The big polycrystalline panels were rated at 235 W when new, and they got 6 of them for the low, low price of “get this junk off my property”. Big panels are a bit of a pain to move, but that’s still a great deal. Especially considering that after cleaning they averaged 180 W, a capacity factor of 77%. Before cleaning 14 years worth of accumulated grime cost about eight watts, on average, an argument for cleaning your panels. Under the same lighting conditions, the modern panel (rated to 200 W) was giving 82% of rated output.
That implies that after 14 years, the panels are still at about 94% of their original factory output, assuming the factory wasn’t being overoptimistic about the numbers to begin with. Still, assuming you can trust the marketing, a half a percent power drop per year isn’t too bad. It’s also believable, since the US National Renewably Energy Laboratory (yes, they have one) has done tests that put that better than the average of 0.75 %/yr. Of course the average American solar panel lives in a hotter climate than [Backyard Solar Project], which helps explain the slower degradation.
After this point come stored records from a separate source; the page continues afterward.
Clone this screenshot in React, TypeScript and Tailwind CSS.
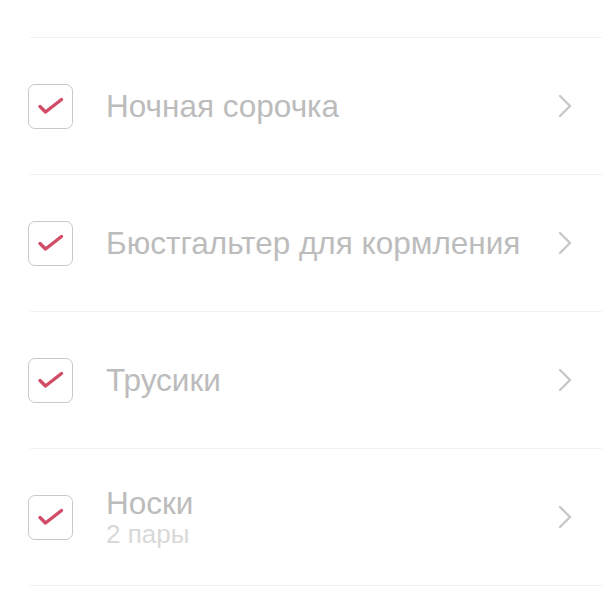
const items = [
  { title: 'Ночная сорочка' },
  { title: 'Бюстгальтер для кормления' },
  { title: 'Трусики' },
  { title: 'Носки', sub: '2 пары' },
];

function Check() {
  return (
    <div className="-ml-[2px] flex h-[45px] w-[45px] shrink-0 items-center justify-center rounded-[7px] border border-[#c9c9c9] bg-white">
      <svg width="28" height="20" viewBox="0 0 28 20" fill="none">
        <path d="M3 10.5 L8.5 16 L24.5 3.5" stroke="#d14c66" strokeWidth="3.4" strokeLinecap="round" strokeLinejoin="round" />
      </svg>
    </div>
  );
}

function Chevron() {
  return (
    <svg width="16" height="26" viewBox="0 0 16 26" fill="none" className="shrink-0">
      <path d="M3 3 L13 13 L3 23" stroke="#c7c7cc" strokeWidth="2.4" strokeLinecap="round" strokeLinejoin="round" />
    </svg>
  );
}

export default function App() {
  return (
    <div className="h-[600px] w-full overflow-hidden bg-white pl-[30px] pt-[37px]" style={{ fontFamily: '"Liberation Sans", Arial, sans-serif' }}>
      {items.map((it) => (
        <div key={it.title} className="flex h-[137px] items-center border-t border-[#f1f1f1] pr-[29px]">
          <Check />
          <div className="ml-[33px] flex-1">
            <div className="text-[31.5px] leading-[34px] text-[#bcbcbc]">{it.title}</div>
            {it.sub && <div className="text-[26px] leading-[28px] text-[#d9d9d9]">{it.sub}</div>}
          </div>
          <Chevron />
        </div>
      ))}
      <div className="border-t border-[#f1f1f1]" />
    </div>
  );
}
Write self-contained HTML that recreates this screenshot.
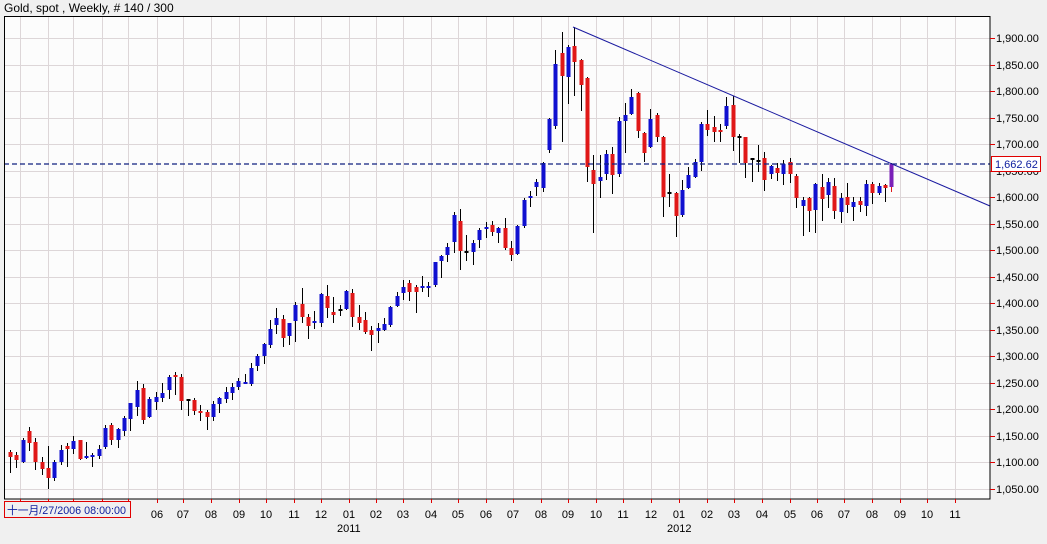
<!DOCTYPE html>
<html><head><meta charset="utf-8">
<style>
html,body{margin:0;padding:0;background:#f0f0f0;}
body{width:1047px;height:544px;overflow:hidden;position:relative;font-family:"Liberation Sans","Noto Sans CJK SC",sans-serif;}
svg{position:absolute;left:0;top:0;}
text{font-family:"Liberation Sans","Noto Sans CJK SC",sans-serif;font-size:11px;fill:#000;}
</style></head>
<body>
<svg id="c" width="1047" height="544" xmlns="http://www.w3.org/2000/svg">
<text x="4" y="12" style="font-size:12px" fill="#000">Gold, spot , Weekly, # 140 / 300</text>
<rect x="4.5" y="16.5" width="985.5" height="482.5" fill="#fcfcfc" stroke="none"/>
<g id="grid" stroke="#ddd6d8" stroke-width="1"></g>
<g id="candles"></g>
<line x1="4" y1="164" x2="990" y2="164" stroke="#102080" stroke-width="1.3" stroke-dasharray="5,3"/>
<line x1="573" y1="27" x2="990" y2="206" stroke="#1a1aa0" stroke-width="1"/>
<rect x="4.5" y="16.5" width="985.5" height="482.5" fill="none" stroke="#000" stroke-width="1"/>
<g id="axis"></g>
<rect x="991.5" y="156.5" width="49" height="15" fill="#fff" stroke="#e00000" stroke-width="1"/>
<text x="995" y="168" style="fill:#1020a0">1,662.62</text>
<rect x="4.5" y="501.5" width="126" height="16" fill="#f0f0f0" stroke="#e00000" stroke-width="1"/>
<text x="7" y="514" textLength="119" lengthAdjust="spacingAndGlyphs" style="fill:#1020a0;font-size:11px">十一月/27/2006 08:00:00</text>
<text x="337" y="532">2011</text>
<text x="667" y="532">2012</text>
</svg>
<script>
var ns="http://www.w3.org/2000/svg";
function el(p,n,a){var e=document.createElementNS(ns,n);for(var k in a)e.setAttribute(k,a[k]);p.appendChild(e);return e;}
var grid=document.getElementById('grid'),axis=document.getElementById('axis'),cg=document.getElementById('candles');
var mx=[20,48,73,102,128,157,183,211,239,266,294,321,349,376,403,431,458,486,513,541,568,596,623,651,679,707,734,762,790,817,844,872,900,927,955];
mx.forEach(function(x,i){
 el(grid,'line',{x1:x+.5,y1:17,x2:x+.5,y2:499});
 el(axis,'line',{x1:x+.5,y1:499,x2:x+.5,y2:503,stroke:'#e00000'});
 if(i>4){var m=(i%12)+1;var t=el(axis,'text',{x:x,y:518,'text-anchor':'middle'});t.textContent=(m<10?'0':'')+m;}
});
for(var k=0;k<18;k++){
 var y=38+k*26.5;var v=1900-k*50;
 el(grid,'line',{x1:5,y1:Math.round(y)+.5,x2:990,y2:Math.round(y)+.5});
 el(axis,'line',{x1:990,y1:Math.round(y)+.5,x2:995,y2:Math.round(y)+.5,stroke:'#e00000'});
 var t=el(axis,'text',{x:996,y:Math.round(y)+4});t.textContent=(v>=1000?'1,'+String(v-1000).padStart(3,'0'):v)+'.00';
}
var D=[
[452,457,450,473,'r'],[455,460,452,468,'r'],[440,462,438,463,'b'],[431,443,427,451,'r'],[442,462,438,470,'r'],
[462,469,457,475,'r'],[468,478,446,489,'r'],[462,478,460,481,'b'],[450,462,445,465,'b'],[446,449,443,467,'r'],
[441,449,436,454,'b'],[440,459,440,460,'r'],[457,457,442,459,'b'],[456,456,453,467,'b'],[449,456,445,459,'b'],
[428,447,425,449,'b'],[425,440,423,445,'r'],[429,440,428,448,'b'],[418,431,416,436,'b'],[403,419,403,431,'b'],
[390,407,381,416,'b'],[388,420,384,424,'r'],[399,417,397,418,'b'],[397,402,392,410,'b'],[393,398,383,402,'b'],
[377,390,375,399,'b'],[375,377,372,395,'r'],[377,401,374,410,'r'],[400,400,399,416,'k'],[400,411,398,415,'r'],
[411,413,405,421,'r'],[412,417,410,430,'r'],[404,417,401,421,'b'],[398,404,397,413,'b'],[392,399,387,403,'b'],
[387,393,383,400,'b'],[381,387,378,390,'b'],[383,383,374,384,'b'],[368,384,363,386,'b'],[356,366,354,371,'b'],
[344,356,343,364,'b'],[329,345,320,348,'b'],[318,325,308,334,'b'],[319,338,315,347,'r'],[323,336,323,345,'b'],
[305,321,302,342,'b'],[304,317,288,323,'r'],[317,326,314,339,'r'],[322,322,311,329,'b'],[294,323,293,327,'b'],
[296,308,285,318,'r'],[312,315,297,323,'r'],[310,310,305,316,'k'],[291,309,290,310,'b'],[293,317,289,327,'r'],
[317,323,305,330,'r'],[320,332,312,334,'r'],[330,335,326,351,'r'],[328,331,323,343,'b'],[324,330,318,331,'b'],
[307,325,306,327,'b'],[296,306,292,307,'b'],[287,293,280,300,'b'],[283,292,280,301,'r'],[287,292,285,313,'r'],
[286,288,276,292,'b'],[286,288,282,297,'b'],[262,285,262,287,'b'],[256,261,255,278,'b'],[247,255,243,262,'b'],
[215,242,212,253,'b'],[221,251,209,270,'r'],[252,252,235,261,'k'],[243,252,240,265,'b'],[230,240,228,248,'b'],
[227,229,222,238,'b'],[225,232,221,236,'r'],[228,233,227,243,'b'],[228,248,218,250,'r'],[248,255,241,261,'r'],
[226,254,225,255,'b'],[200,226,198,228,'b'],[196,197,191,207,'b'],[182,187,179,196,'b'],[163,188,162,192,'b'],
[119,150,118,153,'b'],[64,126,50,129,'b'],[53,76,32,142,'r'],[47,77,45,104,'b'],[46,62,27,96,'r'],
[60,85,59,111,'r'],[78,167,77,182,'r'],[170,184,155,233,'r'],[177,181,155,198,'b'],[154,174,150,180,'b'],
[154,175,147,194,'r'],[121,174,117,177,'b'],[115,121,103,153,'b'],[97,114,89,115,'b'],[93,131,92,138,'r'],
[133,153,132,162,'r'],[119,147,109,148,'b'],[115,137,113,142,'r'],[137,197,136,217,'r'],[193,193,174,207,'k'],
[193,216,192,237,'r'],[190,215,180,217,'b'],[175,188,167,189,'b'],[162,177,159,178,'b'],[124,162,122,171,'b'],
[124,130,110,136,'r'],[127,132,116,142,'r'],[130,131,124,142,'r'],[106,126,97,129,'b'],[105,137,96,151,'r'],
[137,137,134,163,'k'],[137,163,137,178,'r'],[159,159,159,182,'k'],[161,161,145,172,'k'],[158,180,152,191,'r'],
[166,174,165,179,'b'],[168,173,163,181,'r'],[164,174,160,185,'b'],[162,174,158,183,'r'],[176,198,174,208,'r'],
[200,206,197,236,'b'],[198,211,197,232,'r'],[184,210,183,233,'b'],[187,199,174,221,'r'],[182,195,178,208,'b'],
[186,211,178,219,'r'],[198,212,193,223,'b'],[197,205,183,213,'r'],[202,207,197,221,'b'],[201,205,197,212,'r'],
[184,206,180,216,'b'],[184,193,182,204,'r'],[186,193,183,195,'b'],[185,188,184,202,'r'],[164,187,163,192,'p']];
var col={r:'#e01818',b:'#1010d0',k:'#000',p:'#7a20b8'};
D.forEach(function(d,i){
 var x=Math.round(10+i*6.34);
 el(cg,'line',{x1:x+.5,y1:d[2],x2:x+.5,y2:d[3],stroke:'#000','stroke-width':1});
 if(d[4]=='p'){el(cg,'line',{x1:x+.5,y1:d[1],x2:x+.5,y2:d[3],stroke:'#e01818','stroke-width':1});}
 var h=Math.max(d[1]-d[0],2);
 el(cg,'rect',{x:x-1.5,y:d[0]-(d[1]==d[0]?1:0),width:4,height:h,fill:col[d[4]]});
});
</script>
</body></html>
Now, we’re not your Dad or your accountant, so we’re not going to tell you if used solar panels are worth the effort. On the one hand, they still work, but on the other hand, the density is quite a bit lower. Just look at that sleek, modern 200 W panel next to the old 235 W unit. If you’re area-limited, you might want to spring for new, or at least the more energy-dense monocrystalline panels that have become standard the last 5 years or so, which aren’t likely to be given away just yet. On the gripping hand, free is free, and most of us are much more constrained by budget than by area. If nothing else, you might have a fence to stick old panels against; the vertical orientation is surprisingly effective at higher latitudes.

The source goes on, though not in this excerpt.